The second important explanation for why more copies are stopped is, according to Kristina Fredlund, that all EU customs authorities cooperate ever more closely and that the industry is working actively to protect themselves.
Today, companies can make a single application for action across the EU and the national customs authorities exchange information continuously with each other, which makes the work more efficient.
- If you have a business and want to protect yourself against the copies, there are many things you can do.
To begin with you should go through your legal protection and your agreement that you are actually protected. Then you should submit an EU application for action and provide customs authorities with information so that you make it easier for them to stop copies of your products, says Kristina Fredlund.
Kristina Fredlund´s main advices to protect yourself against piracy:
Protect the products!
Make sure that your products are protected by trademark, design or patent protection both at home and on your other important markets.
Report to the customs authorities!
Submit a national or EU common application about intervention.

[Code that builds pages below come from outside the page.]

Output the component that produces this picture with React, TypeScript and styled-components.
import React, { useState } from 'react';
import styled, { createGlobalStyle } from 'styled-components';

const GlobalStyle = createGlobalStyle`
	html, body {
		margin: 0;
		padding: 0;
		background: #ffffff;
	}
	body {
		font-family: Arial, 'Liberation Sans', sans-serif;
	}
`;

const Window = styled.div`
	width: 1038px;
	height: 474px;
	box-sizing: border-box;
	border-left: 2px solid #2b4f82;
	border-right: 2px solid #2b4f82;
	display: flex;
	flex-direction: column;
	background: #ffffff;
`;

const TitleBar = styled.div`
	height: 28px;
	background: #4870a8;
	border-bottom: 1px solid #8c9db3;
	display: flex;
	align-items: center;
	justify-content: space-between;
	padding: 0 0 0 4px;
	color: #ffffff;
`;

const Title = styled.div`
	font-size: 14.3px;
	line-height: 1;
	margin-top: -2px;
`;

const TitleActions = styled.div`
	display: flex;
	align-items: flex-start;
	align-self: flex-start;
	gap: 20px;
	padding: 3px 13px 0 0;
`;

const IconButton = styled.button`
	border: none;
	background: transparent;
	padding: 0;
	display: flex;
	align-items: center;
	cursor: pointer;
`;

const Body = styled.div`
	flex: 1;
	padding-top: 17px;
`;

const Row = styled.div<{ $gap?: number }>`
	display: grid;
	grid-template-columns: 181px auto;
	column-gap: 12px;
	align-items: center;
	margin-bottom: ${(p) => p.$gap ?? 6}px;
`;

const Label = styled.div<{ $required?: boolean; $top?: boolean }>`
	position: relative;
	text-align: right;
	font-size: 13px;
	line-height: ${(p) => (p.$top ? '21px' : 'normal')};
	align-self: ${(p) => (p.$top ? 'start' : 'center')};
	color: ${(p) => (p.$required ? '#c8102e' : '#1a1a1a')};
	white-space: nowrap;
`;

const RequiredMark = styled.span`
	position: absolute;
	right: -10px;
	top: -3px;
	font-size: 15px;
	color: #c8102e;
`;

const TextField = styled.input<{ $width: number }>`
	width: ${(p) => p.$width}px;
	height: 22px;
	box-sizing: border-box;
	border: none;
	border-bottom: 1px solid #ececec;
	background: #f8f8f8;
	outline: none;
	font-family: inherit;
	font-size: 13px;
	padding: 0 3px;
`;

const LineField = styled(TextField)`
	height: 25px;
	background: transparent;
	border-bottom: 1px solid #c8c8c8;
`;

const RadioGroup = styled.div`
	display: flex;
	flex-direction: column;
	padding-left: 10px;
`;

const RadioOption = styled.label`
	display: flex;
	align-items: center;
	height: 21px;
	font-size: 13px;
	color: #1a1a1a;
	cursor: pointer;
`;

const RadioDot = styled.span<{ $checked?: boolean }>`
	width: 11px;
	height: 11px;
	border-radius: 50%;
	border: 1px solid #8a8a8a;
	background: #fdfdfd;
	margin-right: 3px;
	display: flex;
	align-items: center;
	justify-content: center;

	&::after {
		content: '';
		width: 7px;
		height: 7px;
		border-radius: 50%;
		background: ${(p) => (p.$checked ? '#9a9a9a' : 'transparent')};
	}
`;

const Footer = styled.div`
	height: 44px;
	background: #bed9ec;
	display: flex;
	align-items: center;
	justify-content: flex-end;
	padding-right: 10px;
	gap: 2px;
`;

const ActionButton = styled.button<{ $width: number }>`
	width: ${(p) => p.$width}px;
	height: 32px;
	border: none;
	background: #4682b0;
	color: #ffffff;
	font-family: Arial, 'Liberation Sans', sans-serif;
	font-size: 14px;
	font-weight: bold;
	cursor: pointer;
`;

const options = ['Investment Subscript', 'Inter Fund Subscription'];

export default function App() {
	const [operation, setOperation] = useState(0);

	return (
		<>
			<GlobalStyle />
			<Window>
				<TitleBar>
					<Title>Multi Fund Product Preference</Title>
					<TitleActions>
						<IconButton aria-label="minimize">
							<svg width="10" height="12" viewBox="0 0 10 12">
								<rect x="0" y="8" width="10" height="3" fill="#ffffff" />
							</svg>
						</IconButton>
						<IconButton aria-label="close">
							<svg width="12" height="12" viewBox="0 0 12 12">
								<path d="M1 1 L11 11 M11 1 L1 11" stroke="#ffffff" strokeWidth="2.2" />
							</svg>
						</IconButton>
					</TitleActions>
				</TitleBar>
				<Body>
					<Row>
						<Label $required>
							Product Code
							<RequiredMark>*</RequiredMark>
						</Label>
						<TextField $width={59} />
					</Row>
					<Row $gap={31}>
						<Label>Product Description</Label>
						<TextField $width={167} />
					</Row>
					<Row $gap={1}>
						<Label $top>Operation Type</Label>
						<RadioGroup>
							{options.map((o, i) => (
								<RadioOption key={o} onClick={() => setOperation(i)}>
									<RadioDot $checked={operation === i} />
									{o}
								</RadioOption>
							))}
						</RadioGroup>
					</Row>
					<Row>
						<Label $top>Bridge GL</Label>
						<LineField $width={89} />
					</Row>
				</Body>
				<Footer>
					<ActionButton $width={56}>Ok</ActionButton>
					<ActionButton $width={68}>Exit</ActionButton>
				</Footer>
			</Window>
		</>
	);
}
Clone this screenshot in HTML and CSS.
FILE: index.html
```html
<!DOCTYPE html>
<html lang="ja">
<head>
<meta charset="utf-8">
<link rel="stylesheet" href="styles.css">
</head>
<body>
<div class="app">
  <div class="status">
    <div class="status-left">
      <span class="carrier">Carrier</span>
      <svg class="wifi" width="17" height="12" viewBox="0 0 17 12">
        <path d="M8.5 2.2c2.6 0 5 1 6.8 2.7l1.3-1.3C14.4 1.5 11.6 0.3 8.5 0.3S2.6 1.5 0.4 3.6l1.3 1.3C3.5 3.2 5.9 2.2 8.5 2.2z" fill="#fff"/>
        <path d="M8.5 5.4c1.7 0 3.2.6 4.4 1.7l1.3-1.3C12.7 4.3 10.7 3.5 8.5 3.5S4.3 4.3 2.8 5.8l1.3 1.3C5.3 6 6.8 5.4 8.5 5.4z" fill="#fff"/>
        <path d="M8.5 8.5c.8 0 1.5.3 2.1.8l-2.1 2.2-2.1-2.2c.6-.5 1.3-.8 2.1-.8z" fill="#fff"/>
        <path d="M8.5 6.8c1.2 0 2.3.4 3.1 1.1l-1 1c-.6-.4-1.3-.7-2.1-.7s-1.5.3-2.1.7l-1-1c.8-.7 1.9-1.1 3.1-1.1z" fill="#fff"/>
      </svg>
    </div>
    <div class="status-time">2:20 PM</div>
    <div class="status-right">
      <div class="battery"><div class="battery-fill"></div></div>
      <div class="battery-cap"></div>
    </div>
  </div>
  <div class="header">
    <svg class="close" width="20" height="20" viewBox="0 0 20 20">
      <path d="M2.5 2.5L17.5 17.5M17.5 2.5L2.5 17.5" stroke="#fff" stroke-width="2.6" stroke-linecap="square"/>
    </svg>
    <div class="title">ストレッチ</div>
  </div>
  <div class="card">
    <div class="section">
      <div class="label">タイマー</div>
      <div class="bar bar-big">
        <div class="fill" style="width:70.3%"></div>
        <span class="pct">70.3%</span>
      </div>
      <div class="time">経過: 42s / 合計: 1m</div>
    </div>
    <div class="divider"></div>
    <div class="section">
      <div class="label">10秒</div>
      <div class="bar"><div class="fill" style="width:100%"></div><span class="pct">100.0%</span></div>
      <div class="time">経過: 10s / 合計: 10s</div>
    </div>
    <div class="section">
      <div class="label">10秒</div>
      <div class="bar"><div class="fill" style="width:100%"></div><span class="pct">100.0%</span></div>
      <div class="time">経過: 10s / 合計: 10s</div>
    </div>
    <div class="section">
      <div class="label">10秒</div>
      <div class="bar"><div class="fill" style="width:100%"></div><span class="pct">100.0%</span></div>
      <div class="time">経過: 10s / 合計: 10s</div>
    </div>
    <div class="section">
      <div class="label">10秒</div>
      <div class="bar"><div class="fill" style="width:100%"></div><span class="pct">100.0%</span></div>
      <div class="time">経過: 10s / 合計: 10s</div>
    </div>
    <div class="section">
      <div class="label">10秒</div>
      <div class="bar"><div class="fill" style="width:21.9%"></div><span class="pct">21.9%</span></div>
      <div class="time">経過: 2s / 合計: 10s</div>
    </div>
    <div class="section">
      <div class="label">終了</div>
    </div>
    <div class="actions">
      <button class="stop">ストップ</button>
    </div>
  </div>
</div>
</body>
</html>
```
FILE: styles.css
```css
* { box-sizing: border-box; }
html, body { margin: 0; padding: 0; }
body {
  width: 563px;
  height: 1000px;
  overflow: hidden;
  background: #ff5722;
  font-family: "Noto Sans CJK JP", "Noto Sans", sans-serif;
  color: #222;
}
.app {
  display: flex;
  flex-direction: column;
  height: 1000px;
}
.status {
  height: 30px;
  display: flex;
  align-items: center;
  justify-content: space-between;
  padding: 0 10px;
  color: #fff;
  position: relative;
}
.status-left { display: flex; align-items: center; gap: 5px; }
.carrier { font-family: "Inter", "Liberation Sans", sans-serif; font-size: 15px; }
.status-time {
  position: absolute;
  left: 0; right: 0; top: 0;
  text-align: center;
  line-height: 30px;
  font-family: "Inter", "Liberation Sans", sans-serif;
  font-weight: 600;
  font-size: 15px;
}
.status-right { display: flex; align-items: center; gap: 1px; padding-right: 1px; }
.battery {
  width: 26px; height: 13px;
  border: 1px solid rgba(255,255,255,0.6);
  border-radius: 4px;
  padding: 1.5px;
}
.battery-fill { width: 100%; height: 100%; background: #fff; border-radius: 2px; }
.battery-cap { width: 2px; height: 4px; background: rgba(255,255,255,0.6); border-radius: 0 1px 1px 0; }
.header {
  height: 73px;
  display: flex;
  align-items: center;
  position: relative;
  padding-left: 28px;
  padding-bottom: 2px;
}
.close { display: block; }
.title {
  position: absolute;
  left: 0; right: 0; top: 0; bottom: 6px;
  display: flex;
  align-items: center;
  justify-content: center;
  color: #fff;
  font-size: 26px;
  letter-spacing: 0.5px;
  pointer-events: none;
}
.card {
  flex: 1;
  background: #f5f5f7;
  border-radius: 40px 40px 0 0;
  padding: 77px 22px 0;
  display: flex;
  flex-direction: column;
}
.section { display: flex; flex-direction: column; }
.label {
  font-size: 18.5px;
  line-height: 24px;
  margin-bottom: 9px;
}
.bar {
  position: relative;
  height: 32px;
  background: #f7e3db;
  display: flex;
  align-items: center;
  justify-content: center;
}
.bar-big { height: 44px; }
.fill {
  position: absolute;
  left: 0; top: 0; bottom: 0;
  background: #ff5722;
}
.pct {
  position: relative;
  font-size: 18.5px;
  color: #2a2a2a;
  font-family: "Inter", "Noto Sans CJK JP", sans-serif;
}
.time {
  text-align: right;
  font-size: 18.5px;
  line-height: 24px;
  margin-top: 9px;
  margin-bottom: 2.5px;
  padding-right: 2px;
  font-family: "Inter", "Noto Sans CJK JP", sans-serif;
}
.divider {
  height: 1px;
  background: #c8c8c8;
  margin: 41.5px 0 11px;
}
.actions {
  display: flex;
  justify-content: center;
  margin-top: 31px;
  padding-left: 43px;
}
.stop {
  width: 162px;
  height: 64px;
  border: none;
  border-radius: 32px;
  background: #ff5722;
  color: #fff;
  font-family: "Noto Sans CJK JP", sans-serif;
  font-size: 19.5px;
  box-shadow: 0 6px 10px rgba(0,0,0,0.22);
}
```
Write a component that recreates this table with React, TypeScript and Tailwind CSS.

Help the custom duty to help you!
Set up clear instructions on how the customs authorities can identify genuine and fake goods.
New form or new products?
Investigate early on how you can protect new designs or new products legally. And do not wait until they have been launched - then it may be too late!
Keep an eye on suppliers!
Review your agreements with manufacturers so that unauthorized "overproduction" is sanctioned - otherwise you risk that your own subcontractors produce pirated copies.
Survey the pirates!
Seek help from your suppliers, partners, resellers and professional intelligence agents to find out where the copies are made, how they are distributed and where they are sold.
Seek advice from an expert!
For example, even if a custom tariff application is free, it requires expertise to create an effective legal protection.